» DATA EXCERPT
○ ○ ○ ○ ○

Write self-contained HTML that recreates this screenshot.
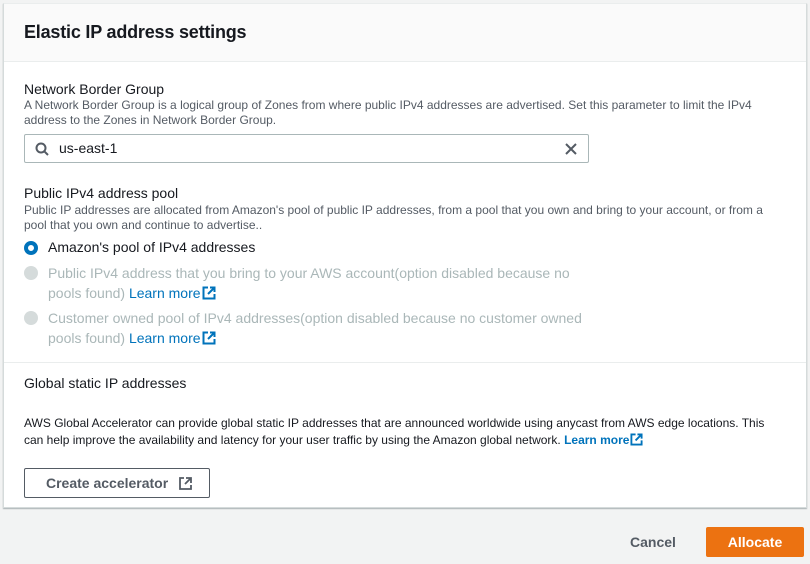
<!DOCTYPE html>
<html><head><style>
*{margin:0;padding:0;box-sizing:border-box}
body{width:810px;height:564px;background:#f2f3f3;font-family:"Liberation Sans",sans-serif;color:#16191f;position:relative;overflow:hidden}
.card{position:absolute;left:3px;top:3px;width:804px;height:505px;background:#fff;border:1px solid #d5dbdb;border-top:1px solid #eaeded;box-shadow:0 1px 1px rgba(0,28,36,.3)}
.hdr{height:58px;background:#fafafa;border-bottom:1px solid #eaeded;padding:18px 20px}
.hdr h2{font-size:18px;font-weight:bold;letter-spacing:-.2px}
.abs{position:absolute}
.lbl{font-size:14px;color:#16191f}
.desc{font-size:12px;color:#545b64;line-height:15px}
.inp{left:20px;top:130px;width:565px;height:29px;border:1px solid #aab7b8;border-radius:2px}
.radio{width:14px;height:14px;border-radius:50%}
.ro{font-size:14px;line-height:20px}
.dis{color:#aab7b8}
a{color:#0073bb;text-decoration:none}
.btn{left:20px;top:464px;width:186px;height:30px;border:1px solid #545b64;border-radius:2px;font-size:14px;font-weight:bold;color:#545b64;padding:6px 0 0 21px}
.ext{display:inline-block;vertical-align:-2px;margin-left:1px}
</style></head><body>
<div class="card">
<div class="hdr"><h2>Elastic IP address settings</h2></div>
<div class="abs lbl" style="left:20px;top:77px">Network Border Group</div>
<div class="abs desc" style="left:20px;top:94px;width:760px">A Network Border Group is a logical group of Zones from where public IPv4 addresses are advertised. Set this parameter to limit the IPv4 address to the Zones in Network Border Group.</div>
<div class="abs inp">
<svg class="abs" style="left:10px;top:7px" width="14" height="14" viewBox="0 0 14 14"><circle cx="6" cy="6" r="4.5" fill="none" stroke="#545b64" stroke-width="2"/><path d="M9.3 9.3L13 13" stroke="#545b64" stroke-width="2"/></svg>
<span class="abs" style="left:34px;top:5px;font-size:14px">us-east-1</span>
<svg class="abs" style="left:540px;top:8px" width="12" height="12" viewBox="0 0 12 12"><path d="M1 1L11 11M11 1L1 11" stroke="#545b64" stroke-width="2"/></svg>
</div>
<div class="abs lbl" style="left:20px;top:181px">Public IPv4 address pool</div>
<div class="abs desc" style="left:20px;top:199px;width:760px">Public IP addresses are allocated from Amazon's pool of public IP addresses, from a pool that you own and bring to your account, or from a pool that you own and continue to advertise..</div>
<div class="abs radio" style="left:20px;top:237px;border:4px solid #0073bb"></div>
<div class="abs ro" style="left:44px;top:233px">Amazon's pool of IPv4 addresses</div>
<div class="abs radio" style="left:20px;top:262px;background:#d5dbdb"></div>
<div class="abs ro dis" style="left:44px;top:259px;width:540px">Public IPv4 address that you bring to your AWS account(option disabled because no pools found) <a>Learn more<svg class="ext" width="14" height="14" viewBox="0 0 14 14"><path d="M6 1.5H1.5V12.5H12.5V8M8 1.5H12.5V6M12.5 1.5L6 8" fill="none" stroke="#0073bb" stroke-width="2"/></svg></a></div>
<div class="abs radio" style="left:20px;top:307px;background:#d5dbdb"></div>
<div class="abs ro dis" style="left:44px;top:304px;width:560px">Customer owned pool of IPv4 addresses(option disabled because no customer owned pools found) <a>Learn more<svg class="ext" width="14" height="14" viewBox="0 0 14 14"><path d="M6 1.5H1.5V12.5H12.5V8M8 1.5H12.5V6M12.5 1.5L6 8" fill="none" stroke="#0073bb" stroke-width="2"/></svg></a></div>
<div class="abs" style="left:0;top:358px;width:802px;border-top:1px solid #eaeded"></div>
<div class="abs lbl" style="left:20px;top:371px">Global static IP addresses</div>
<div class="abs" style="left:20px;top:411px;width:760px;font-size:12px;line-height:17px;color:#16191f">AWS Global Accelerator can provide global static IP addresses that are announced worldwide using anycast from AWS edge locations. This can help improve the availability and latency for your user traffic by using the Amazon global network. <a style="font-weight:bold">Learn more<svg class="ext" width="13" height="13" viewBox="0 0 14 14"><path d="M6 1.5H1.5V12.5H12.5V8M8 1.5H12.5V6M12.5 1.5L6 8" fill="none" stroke="#0073bb" stroke-width="2"/></svg></a></div>
<div class="abs btn">Create accelerator
<svg class="abs" style="left:154px;top:8px" width="13" height="13" viewBox="0 0 13 13"><path d="M5 1H1V12H12V8M7 1H12V6M12 1L6 7" fill="none" stroke="#545b64" stroke-width="1.8"/></svg></div>
</div>
<div class="abs" style="left:630px;top:534px;font-size:14px;font-weight:bold;color:#545b64">Cancel</div>
<div class="abs" style="left:706px;top:527px;width:98px;height:30px;background:#ec7211;border-radius:2px;color:#fff;font-size:14px;font-weight:bold;text-align:center;line-height:30px">Allocate</div>
</body></html>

○ ○ ○ ○ ○

» YOUR INSTRUCTIONS
Output all of the data exactly as it stands, minus any images.

» RESULT BELOW
Write self-contained HTML that recreates this screenshot.
<!DOCTYPE html>
<html><head><style>
*{margin:0;padding:0;box-sizing:border-box}
body{width:810px;height:564px;background:#f2f3f3;font-family:"Liberation Sans",sans-serif;color:#16191f;position:relative;overflow:hidden}
.card{position:absolute;left:3px;top:3px;width:804px;height:505px;background:#fff;border:1px solid #d5dbdb;border-top:1px solid #eaeded;box-shadow:0 1px 1px rgba(0,28,36,.3)}
.hdr{height:58px;background:#fafafa;border-bottom:1px solid #eaeded;padding:18px 20px}
.hdr h2{font-size:18px;font-weight:bold;letter-spacing:-.2px}
.abs{position:absolute}
.lbl{font-size:14px;color:#16191f}
.desc{font-size:12px;color:#545b64;line-height:15px}
.inp{left:20px;top:130px;width:565px;height:29px;border:1px solid #aab7b8;border-radius:2px}
.radio{width:14px;height:14px;border-radius:50%}
.ro{font-size:14px;line-height:20px}
.dis{color:#aab7b8}
a{color:#0073bb;text-decoration:none}
.btn{left:20px;top:464px;width:186px;height:30px;border:1px solid #545b64;border-radius:2px;font-size:14px;font-weight:bold;color:#545b64;padding:6px 0 0 21px}
.ext{display:inline-block;vertical-align:-2px;margin-left:1px}
</style></head><body>
<div class="card">
<div class="hdr"><h2>Elastic IP address settings</h2></div>
<div class="abs lbl" style="left:20px;top:77px">Network Border Group</div>
<div class="abs desc" style="left:20px;top:94px;width:760px">A Network Border Group is a logical group of Zones from where public IPv4 addresses are advertised. Set this parameter to limit the IPv4 address to the Zones in Network Border Group.</div>
<div class="abs inp">
<svg class="abs" style="left:10px;top:7px" width="14" height="14" viewBox="0 0 14 14"><circle cx="6" cy="6" r="4.5" fill="none" stroke="#545b64" stroke-width="2"/><path d="M9.3 9.3L13 13" stroke="#545b64" stroke-width="2"/></svg>
<span class="abs" style="left:34px;top:5px;font-size:14px">us-east-1</span>
<svg class="abs" style="left:540px;top:8px" width="12" height="12" viewBox="0 0 12 12"><path d="M1 1L11 11M11 1L1 11" stroke="#545b64" stroke-width="2"/></svg>
</div>
<div class="abs lbl" style="left:20px;top:181px">Public IPv4 address pool</div>
<div class="abs desc" style="left:20px;top:199px;width:760px">Public IP addresses are allocated from Amazon's pool of public IP addresses, from a pool that you own and bring to your account, or from a pool that you own and continue to advertise..</div>
<div class="abs radio" style="left:20px;top:237px;border:4px solid #0073bb"></div>
<div class="abs ro" style="left:44px;top:233px">Amazon's pool of IPv4 addresses</div>
<div class="abs radio" style="left:20px;top:262px;background:#d5dbdb"></div>
<div class="abs ro dis" style="left:44px;top:259px;width:540px">Public IPv4 address that you bring to your AWS account(option disabled because no pools found) <a>Learn more<svg class="ext" width="14" height="14" viewBox="0 0 14 14"><path d="M6 1.5H1.5V12.5H12.5V8M8 1.5H12.5V6M12.5 1.5L6 8" fill="none" stroke="#0073bb" stroke-width="2"/></svg></a></div>
<div class="abs radio" style="left:20px;top:307px;background:#d5dbdb"></div>
<div class="abs ro dis" style="left:44px;top:304px;width:560px">Customer owned pool of IPv4 addresses(option disabled because no customer owned pools found) <a>Learn more<svg class="ext" width="14" height="14" viewBox="0 0 14 14"><path d="M6 1.5H1.5V12.5H12.5V8M8 1.5H12.5V6M12.5 1.5L6 8" fill="none" stroke="#0073bb" stroke-width="2"/></svg></a></div>
<div class="abs" style="left:0;top:358px;width:802px;border-top:1px solid #eaeded"></div>
<div class="abs lbl" style="left:20px;top:371px">Global static IP addresses</div>
<div class="abs" style="left:20px;top:411px;width:760px;font-size:12px;line-height:17px;color:#16191f">AWS Global Accelerator can provide global static IP addresses that are announced worldwide using anycast from AWS edge locations. This can help improve the availability and latency for your user traffic by using the Amazon global network. <a style="font-weight:bold">Learn more<svg class="ext" width="13" height="13" viewBox="0 0 14 14"><path d="M6 1.5H1.5V12.5H12.5V8M8 1.5H12.5V6M12.5 1.5L6 8" fill="none" stroke="#0073bb" stroke-width="2"/></svg></a></div>
<div class="abs btn">Create accelerator
<svg class="abs" style="left:154px;top:8px" width="13" height="13" viewBox="0 0 13 13"><path d="M5 1H1V12H12V8M7 1H12V6M12 1L6 7" fill="none" stroke="#545b64" stroke-width="1.8"/></svg></div>
</div>
<div class="abs" style="left:630px;top:534px;font-size:14px;font-weight:bold;color:#545b64">Cancel</div>
<div class="abs" style="left:706px;top:527px;width:98px;height:30px;background:#ec7211;border-radius:2px;color:#fff;font-size:14px;font-weight:bold;text-align:center;line-height:30px">Allocate</div>
</body></html>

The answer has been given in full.